> Challenge: Select the lines that hold the word "this" and copy each one.

> Record list:

··········

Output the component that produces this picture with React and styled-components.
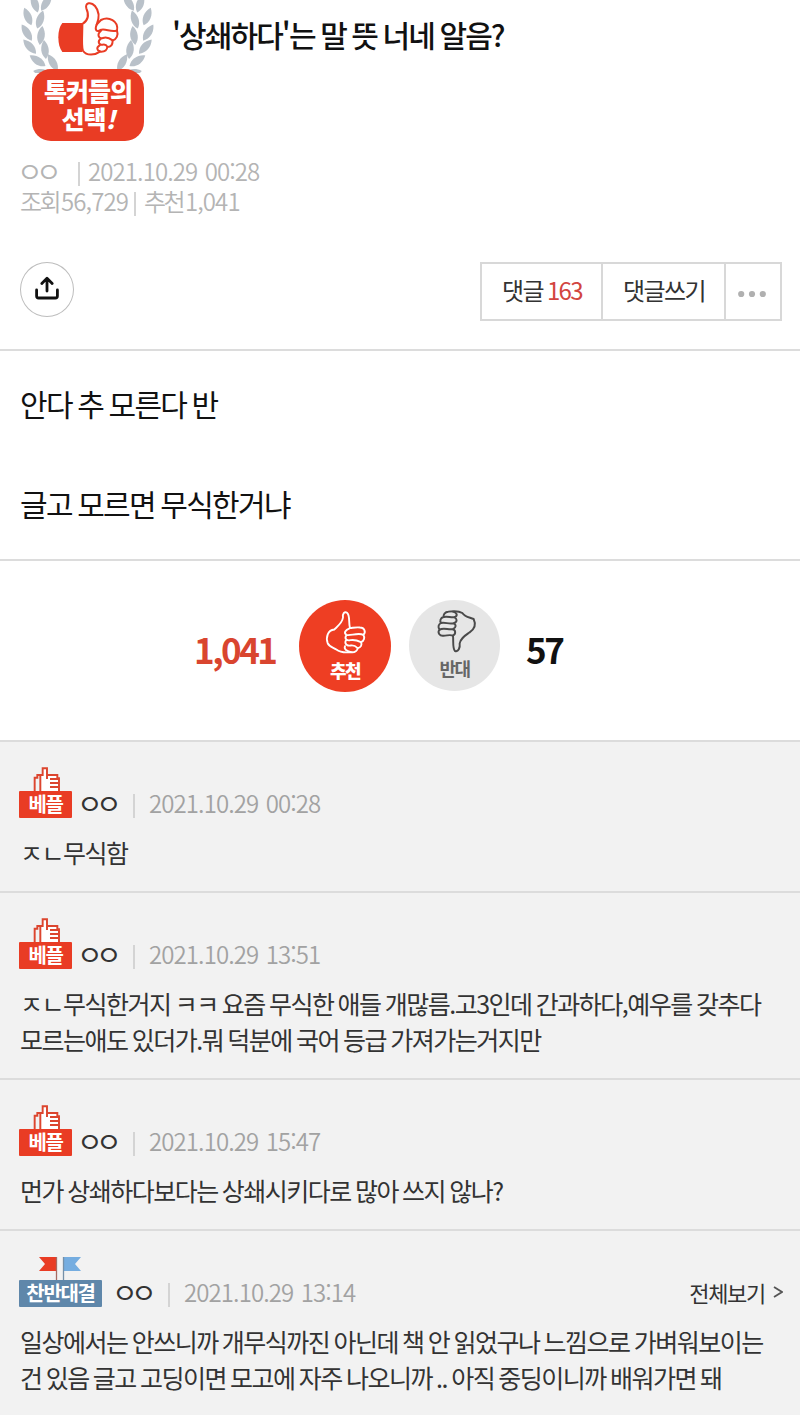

··········

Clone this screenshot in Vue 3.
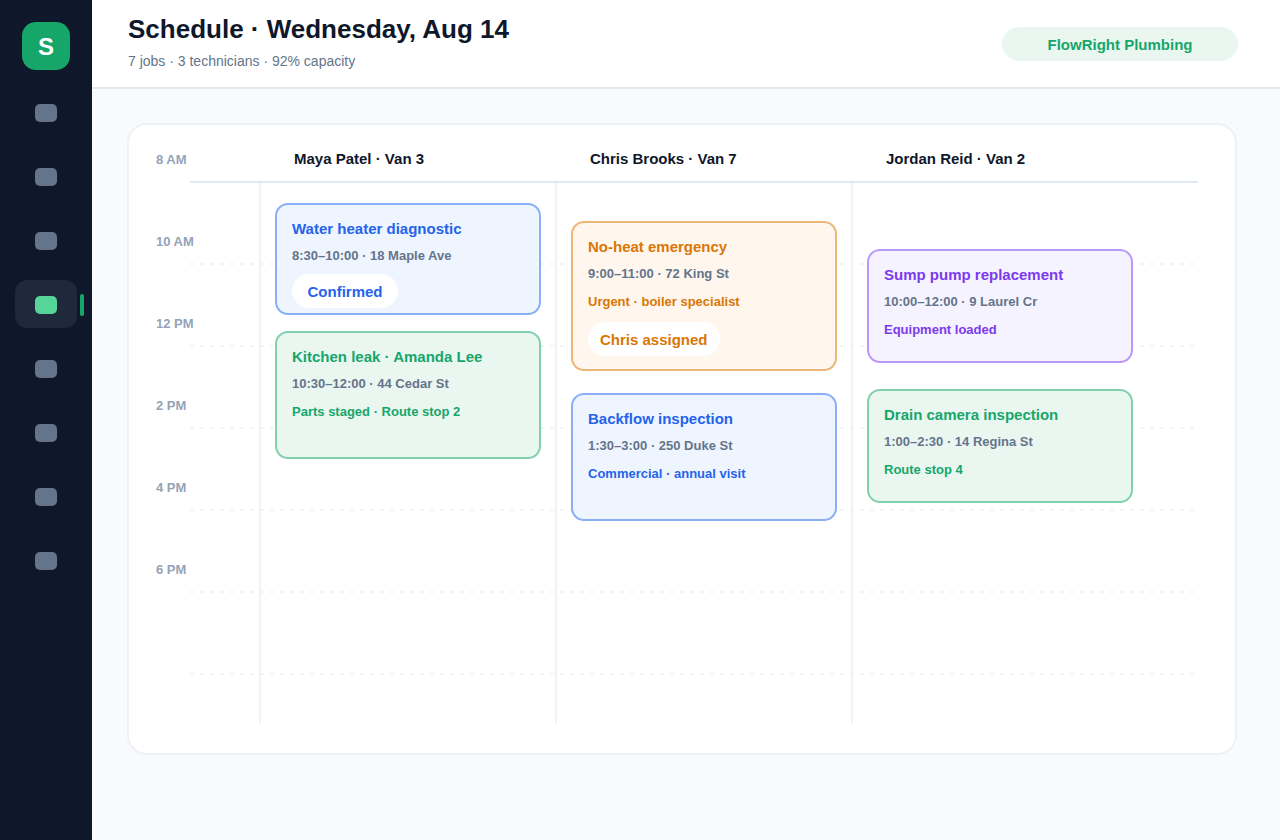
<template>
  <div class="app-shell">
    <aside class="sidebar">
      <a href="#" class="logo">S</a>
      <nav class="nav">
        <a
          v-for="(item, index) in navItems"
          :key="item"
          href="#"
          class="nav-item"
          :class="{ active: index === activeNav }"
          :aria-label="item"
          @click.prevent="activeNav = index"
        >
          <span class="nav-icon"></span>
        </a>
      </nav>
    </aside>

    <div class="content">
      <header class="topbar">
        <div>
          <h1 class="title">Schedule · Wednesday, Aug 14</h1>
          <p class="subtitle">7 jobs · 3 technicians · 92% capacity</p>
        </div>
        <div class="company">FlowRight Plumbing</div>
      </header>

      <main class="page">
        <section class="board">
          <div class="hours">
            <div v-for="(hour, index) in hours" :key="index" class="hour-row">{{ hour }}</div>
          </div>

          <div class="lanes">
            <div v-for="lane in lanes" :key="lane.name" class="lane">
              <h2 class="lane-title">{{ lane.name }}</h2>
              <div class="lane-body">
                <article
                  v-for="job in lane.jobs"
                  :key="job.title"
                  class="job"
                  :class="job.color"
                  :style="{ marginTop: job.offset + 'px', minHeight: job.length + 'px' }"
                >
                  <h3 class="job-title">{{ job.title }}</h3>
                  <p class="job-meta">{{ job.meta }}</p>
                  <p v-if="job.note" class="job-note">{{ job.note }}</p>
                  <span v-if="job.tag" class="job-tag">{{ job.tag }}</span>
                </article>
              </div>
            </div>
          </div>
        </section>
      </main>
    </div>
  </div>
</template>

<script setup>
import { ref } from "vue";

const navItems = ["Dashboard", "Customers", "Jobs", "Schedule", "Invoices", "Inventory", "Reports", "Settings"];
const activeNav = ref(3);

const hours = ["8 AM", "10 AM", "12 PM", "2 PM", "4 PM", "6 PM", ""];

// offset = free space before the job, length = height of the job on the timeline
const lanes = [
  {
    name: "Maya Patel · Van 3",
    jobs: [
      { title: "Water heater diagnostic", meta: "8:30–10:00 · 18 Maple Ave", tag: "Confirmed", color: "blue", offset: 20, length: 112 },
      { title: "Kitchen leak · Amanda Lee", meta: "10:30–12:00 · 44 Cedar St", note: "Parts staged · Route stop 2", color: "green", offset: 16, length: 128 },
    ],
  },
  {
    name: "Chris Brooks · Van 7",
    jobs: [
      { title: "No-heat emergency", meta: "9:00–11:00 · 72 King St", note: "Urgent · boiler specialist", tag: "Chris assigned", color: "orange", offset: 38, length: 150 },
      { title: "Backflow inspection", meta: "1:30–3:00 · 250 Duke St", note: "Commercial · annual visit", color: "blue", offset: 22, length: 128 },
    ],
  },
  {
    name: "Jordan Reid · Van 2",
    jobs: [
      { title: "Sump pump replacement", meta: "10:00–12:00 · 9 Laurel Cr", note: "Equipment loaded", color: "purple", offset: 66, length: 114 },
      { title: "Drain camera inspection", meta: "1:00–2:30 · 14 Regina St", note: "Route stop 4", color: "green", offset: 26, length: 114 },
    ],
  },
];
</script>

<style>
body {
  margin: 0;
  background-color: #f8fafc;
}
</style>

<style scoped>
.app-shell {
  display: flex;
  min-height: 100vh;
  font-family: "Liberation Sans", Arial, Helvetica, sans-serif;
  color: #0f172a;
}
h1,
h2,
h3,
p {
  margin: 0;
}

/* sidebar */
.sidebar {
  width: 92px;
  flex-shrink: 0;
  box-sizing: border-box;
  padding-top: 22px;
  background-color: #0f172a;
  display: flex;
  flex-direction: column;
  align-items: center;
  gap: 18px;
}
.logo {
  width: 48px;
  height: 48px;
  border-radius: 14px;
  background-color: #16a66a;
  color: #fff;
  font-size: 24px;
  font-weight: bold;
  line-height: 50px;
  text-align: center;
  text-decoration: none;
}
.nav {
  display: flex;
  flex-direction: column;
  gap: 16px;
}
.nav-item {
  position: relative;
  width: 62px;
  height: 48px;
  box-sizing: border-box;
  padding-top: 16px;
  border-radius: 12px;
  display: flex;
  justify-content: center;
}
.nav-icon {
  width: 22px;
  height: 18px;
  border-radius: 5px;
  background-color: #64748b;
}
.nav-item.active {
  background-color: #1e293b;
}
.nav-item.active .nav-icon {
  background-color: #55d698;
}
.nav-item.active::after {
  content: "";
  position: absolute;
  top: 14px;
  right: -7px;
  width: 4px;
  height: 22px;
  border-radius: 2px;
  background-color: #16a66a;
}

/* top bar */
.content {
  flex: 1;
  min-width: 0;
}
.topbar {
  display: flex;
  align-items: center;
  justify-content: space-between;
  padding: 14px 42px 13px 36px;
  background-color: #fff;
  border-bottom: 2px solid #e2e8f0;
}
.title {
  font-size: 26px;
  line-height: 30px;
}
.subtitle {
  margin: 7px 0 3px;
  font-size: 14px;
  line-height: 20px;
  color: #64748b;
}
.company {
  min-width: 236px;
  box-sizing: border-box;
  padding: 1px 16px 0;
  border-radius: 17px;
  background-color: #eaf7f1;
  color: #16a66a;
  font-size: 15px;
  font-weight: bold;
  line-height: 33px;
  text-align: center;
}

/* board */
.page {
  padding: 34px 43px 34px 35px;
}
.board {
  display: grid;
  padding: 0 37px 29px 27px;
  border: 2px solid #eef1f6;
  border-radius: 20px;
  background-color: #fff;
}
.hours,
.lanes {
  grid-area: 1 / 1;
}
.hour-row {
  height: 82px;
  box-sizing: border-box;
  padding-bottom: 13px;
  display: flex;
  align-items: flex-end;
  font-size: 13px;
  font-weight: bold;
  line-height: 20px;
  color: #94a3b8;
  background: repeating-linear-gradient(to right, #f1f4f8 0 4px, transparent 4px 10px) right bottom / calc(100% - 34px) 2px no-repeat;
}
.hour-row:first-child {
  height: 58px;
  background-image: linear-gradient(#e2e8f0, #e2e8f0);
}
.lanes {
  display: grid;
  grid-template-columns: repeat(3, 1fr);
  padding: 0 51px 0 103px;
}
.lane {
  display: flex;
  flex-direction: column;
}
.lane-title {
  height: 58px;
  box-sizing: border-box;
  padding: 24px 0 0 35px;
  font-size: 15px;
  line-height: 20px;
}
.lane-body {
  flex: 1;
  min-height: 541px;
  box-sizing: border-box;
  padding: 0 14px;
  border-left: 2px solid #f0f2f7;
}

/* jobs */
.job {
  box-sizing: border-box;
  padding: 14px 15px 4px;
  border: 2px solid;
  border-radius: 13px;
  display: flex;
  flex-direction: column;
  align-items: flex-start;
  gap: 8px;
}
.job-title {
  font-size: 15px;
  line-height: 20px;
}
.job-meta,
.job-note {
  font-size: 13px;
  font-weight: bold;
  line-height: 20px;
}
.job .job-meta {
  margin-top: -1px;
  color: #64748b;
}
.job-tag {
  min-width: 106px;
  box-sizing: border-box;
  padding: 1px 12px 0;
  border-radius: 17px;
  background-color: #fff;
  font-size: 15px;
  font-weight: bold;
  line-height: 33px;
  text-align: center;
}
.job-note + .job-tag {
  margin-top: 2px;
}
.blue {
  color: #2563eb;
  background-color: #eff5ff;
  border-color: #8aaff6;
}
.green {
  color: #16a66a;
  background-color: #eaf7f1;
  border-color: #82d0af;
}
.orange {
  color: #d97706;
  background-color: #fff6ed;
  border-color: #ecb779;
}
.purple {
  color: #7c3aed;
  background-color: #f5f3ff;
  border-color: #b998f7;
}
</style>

··········

> Solution:
Output the component that produces this picture with React and styled-components.
Clone this screenshot in Vue 3.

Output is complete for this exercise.